The Unlabeled Mind

David Santucci
Peregrinatio
Published in
7 min readJan 18, 2020
Khan Market in Delhi (Wikipedia)

Over the course of six days, we made our way from the foothills of the Himalayas to the Malabar coast in the north of Kerala. We traveled by bus, train, and hired car. We visited Delhi, Bangalore, and Nagarhole National Park. Along the way, we marveled at clay figurines sculpted by human hands nearly 5,000 years ago, ate in the world-famous Mavalli Tiffin Room, and saw majestic creatures in the wild.

The one thing everyone had told us about Delhi was that we should expect horrible pollution. We had also been told to expect bitter cold. Based on our experience in other Indian cities, we expected it to be noisy, congested, and dirty. We were pleasantly surprised when we none of these expectations turned out to be true.

To be fair, we only spent twelve hours in the city, and we never strayed too far from the Hazrat Nizamuddin railway station, where we would catch our train to Bangalore. But during our visit, the climate was pleasant, the air was relatively clear, and the streets were tranquil and easy to navigate. Rather than avoiding all contact with outside air as we had planned, we went for long, leisurely strolls along the leafy boulevards.

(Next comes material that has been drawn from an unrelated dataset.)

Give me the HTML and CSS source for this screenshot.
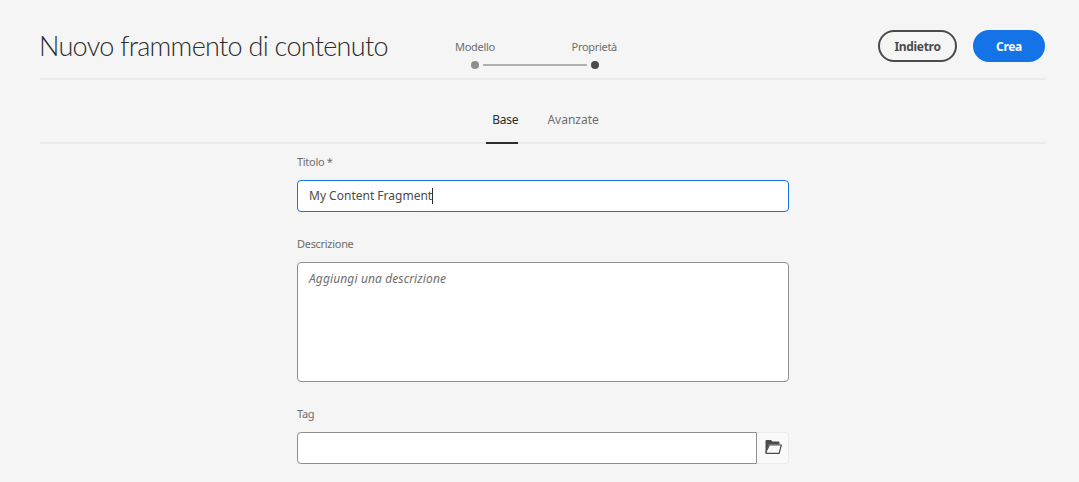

A Delhi Durbar of days gone by (Wikipedia)

After the overnight bus ride from Raison, we decided to pamper ourselves. Our first stop in Delhi was breakfast at the elegant Imperial hotel, an immaculately-maintained relic of the pomp and grandiosity of the British Raj at its height.

It felt strange to be in the capital of the world’s largest democracy, where hundreds of thousands were taking to the streets in protest, and to be sitting in a dining room surrounded by portraits of Indian maharajahs, nawabs, and princes dressed in their finery and paying their respects to the British crown at some Delhi Durbar of days gone by. Nonetheless, we enjoyed the food, the beautiful Christmas decorations, and the ample and spotlessly clean washrooms.

After breakfast we visited the National Museum of India. While we only scratched the surface of what was on display, we viewed an impressive collection of sculptures dating from antiquity to the middle ages, and collections of exquisitely-detailed miniature paintings and decorative objects.

Most impressive to me was the collection from the Harappan civilization, which flourished from about 2700 to 2000 BCE. The collection includes tools, pottery, seals, jewelry, and terracotta figurines. I was fascinated by these objects, imagining the hands, minds and lives of the people that made them.

Harappan figurine, ca. 2700–2000 BCE (Wikipedia)

The figurines were mainly of either animals or humans. The bodies and features of the animals were for the most part represented realistically. The bodies of the humans were also relatively representational, but their faces were distorted. Their heads were narrow, angular, and fish-like, with huge eyes set toward the sides of the head.

Were these representations of Gods, partly human and partly animal? Were the Harappan artisans simply unable to represent the human face accurately? Or did these figurines reflect the way they saw themselves?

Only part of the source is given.